Rui Borges arrived and immediately saw a different kind of full-back. Not a flying wing-back in Amorim’s mould, bombing on as an auxiliary winger, but a defender who relishes the dirty work. Fresneda was no longer judged on the lack of goals and assists – just four of each in his club career – but on his positioning, his reading of the game, his willingness to engage and compete.
The numbers tell the story. From 16 appearances under Amorim to 63 under Borges. From the edge of the squad to a player the club now considers indispensable and central to their long-term plans. From two years in the international wilderness to four caps for Spain’s under-21s last season.
Borges, as reported in Portugal, has “unlocked” something Amorim either did not see or did not need. The tactical profile that once made Fresneda an awkward fit for Sporting’s wing-back system has become a strength in a more defensively balanced set-up. He defends first, attacks when he can, and does so with a combative edge that has caught the eye far beyond Lisbon.
That profile is now drawing interest from Arsenal and from his former club, Real Madrid. For Mikel Arteta, a disciplined, defensively sound right-back who can handle high-level tactical demands has obvious appeal. Arsenal have built a side on structure and control; a young full-back with strong positional sense and a reputation for commitment fits neatly into that vision.
The irony is hard to miss. While Fresneda stays in Lisbon and finally thrives, it is Amorim who has taken the Italian route that once looked destined for his former player.

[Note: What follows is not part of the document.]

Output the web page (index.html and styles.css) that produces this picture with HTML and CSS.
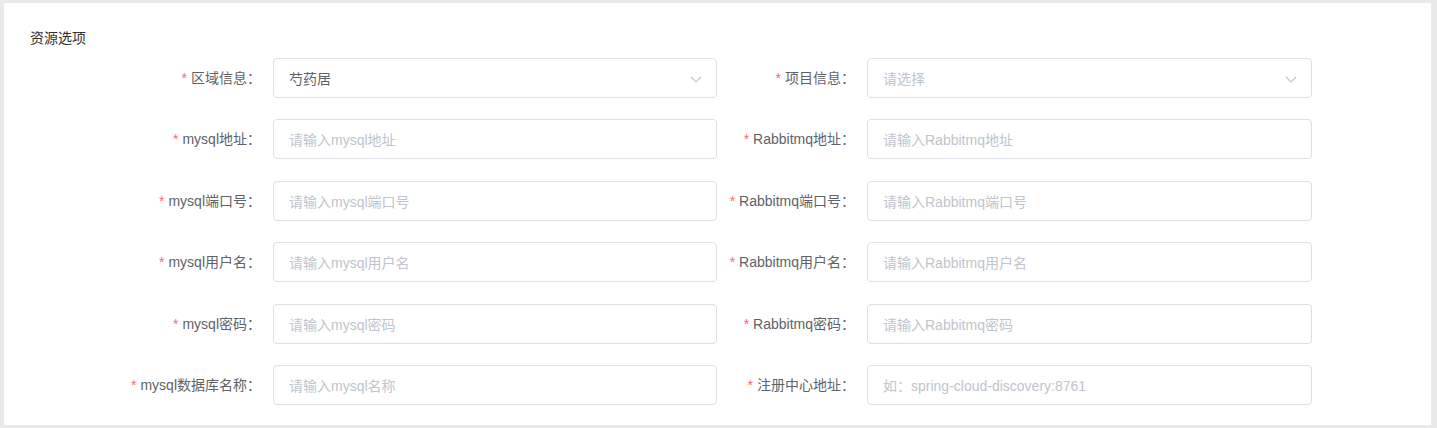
FILE: index.html
```html
<!DOCTYPE html>
<html lang="zh-CN">
<head>
<meta charset="utf-8">
<title>资源选项</title>
<link rel="stylesheet" href="styles.css">
</head>
<body>
<div class="card">
  <div class="title">资源选项</div>
  <div class="form">
    <label class="label"><span class="star">*</span>区域信息：</label>
    <div class="input select"><span class="value">芍药居</span><svg class="arrow" viewBox="0 0 12 7" width="12" height="7"><path d="M1 1 L6 6 L11 1" fill="none" stroke="#c0c4cc" stroke-width="1.1"/></svg></div>
    <label class="label"><span class="star">*</span>项目信息：</label>
    <div class="input select"><span class="ph">请选择</span><svg class="arrow" viewBox="0 0 12 7" width="12" height="7"><path d="M1 1 L6 6 L11 1" fill="none" stroke="#c0c4cc" stroke-width="1.1"/></svg></div>

    <label class="label"><span class="star">*</span>mysql地址：</label>
    <div class="input"><span class="ph">请输入mysql地址</span></div>
    <label class="label"><span class="star">*</span>Rabbitmq地址：</label>
    <div class="input"><span class="ph">请输入Rabbitmq地址</span></div>

    <label class="label"><span class="star">*</span>mysql端口号：</label>
    <div class="input"><span class="ph">请输入mysql端口号</span></div>
    <label class="label"><span class="star">*</span>Rabbitmq端口号：</label>
    <div class="input"><span class="ph">请输入Rabbitmq端口号</span></div>

    <label class="label"><span class="star">*</span>mysql用户名：</label>
    <div class="input"><span class="ph">请输入mysql用户名</span></div>
    <label class="label"><span class="star">*</span>Rabbitmq用户名：</label>
    <div class="input"><span class="ph">请输入Rabbitmq用户名</span></div>

    <label class="label"><span class="star">*</span>mysql密码：</label>
    <div class="input"><span class="ph">请输入mysql密码</span></div>
    <label class="label"><span class="star">*</span>Rabbitmq密码：</label>
    <div class="input"><span class="ph">请输入Rabbitmq密码</span></div>

    <label class="label"><span class="star">*</span>mysql数据库名称：</label>
    <div class="input"><span class="ph">请输入mysql名称</span></div>
    <label class="label"><span class="star">*</span>注册中心地址：</label>
    <div class="input"><span class="ph">如：spring-cloud-discovery:8761</span></div>
  </div>
</div>
</body>
</html>
```

FILE: styles.css
```css
html, body {
  margin: 0;
  padding: 0;
  background: #e9e9e9;
  height: 428px;
  overflow: hidden;
}
body {
  font-family: "Liberation Sans", "Noto Sans CJK SC", sans-serif;
  font-size: 14px;
  color: #606266;
}
.card {
  box-sizing: border-box;
  margin: 3px 6px 0 4px;
  height: 422px;
  background: #fff;
  padding: 25px 0 20px 26px;
}
.title {
  font-size: 14px;
  line-height: 20px;
  height: 20px;
  color: #303133;
}
.form {
  margin-top: 10px;
  margin-left: 93px;
  display: grid;
  grid-template-columns: 150px 444px 150px 445px;
  grid-auto-rows: 40px;
  row-gap: 21.4px;
}
.label {
  display: flex;
  align-items: center;
  justify-content: flex-end;
  padding-right: 12px;
  white-space: nowrap;
  line-height: 40px;
}
.star {
  color: #f56c6c;
  margin-right: 4px;
}
.input {
  box-sizing: border-box;
  border: 1px solid #dcdfe6;
  border-radius: 4px;
  height: 40px;
  padding: 0 15px;
  display: flex;
  align-items: center;
  justify-content: space-between;
  background: #fff;
}
.value {
  color: #606266;
}
.ph {
  color: #c0c4cc;
  white-space: nowrap;
}
.arrow {
  margin-top: 3px;
  margin-right: -1px;
}
```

AC Milan have appointed the Portuguese coach to succeed Massimiliano Allegri at San Siro after missing out on Champions League football. In their official announcement, Milan hailed Amorim’s “modern, dominant tactical approach” and his ability to “develop young players and maximise their potential”. Gerry Cardinale, managing partner of RedBird Capital Partners, went further, describing him as “one of the most prepared and innovative coaches of the new European generation” and praising his high-press, possession-based, quick-transition football.
That same philosophy, so admired in Milan’s boardroom, is the one under which Fresneda never quite fit at Sporting.
A Bola framed the defender’s resurgence as “a turnaround worthy of a cinematic script”. It is not far off. From the brink of an exit to Como to being recast as a cornerstone of Sporting’s future, all while Europe’s heavyweights circle again.
Now the question is simple and brutal, as it always is at this level: does he stay as the pillar of Borges’ project in Lisbon, or does this second chance at the big time lead him back to Spain or into the Premier League, where Arsenal wait for a right-back who has already proved he knows how to fight his way back from the edge?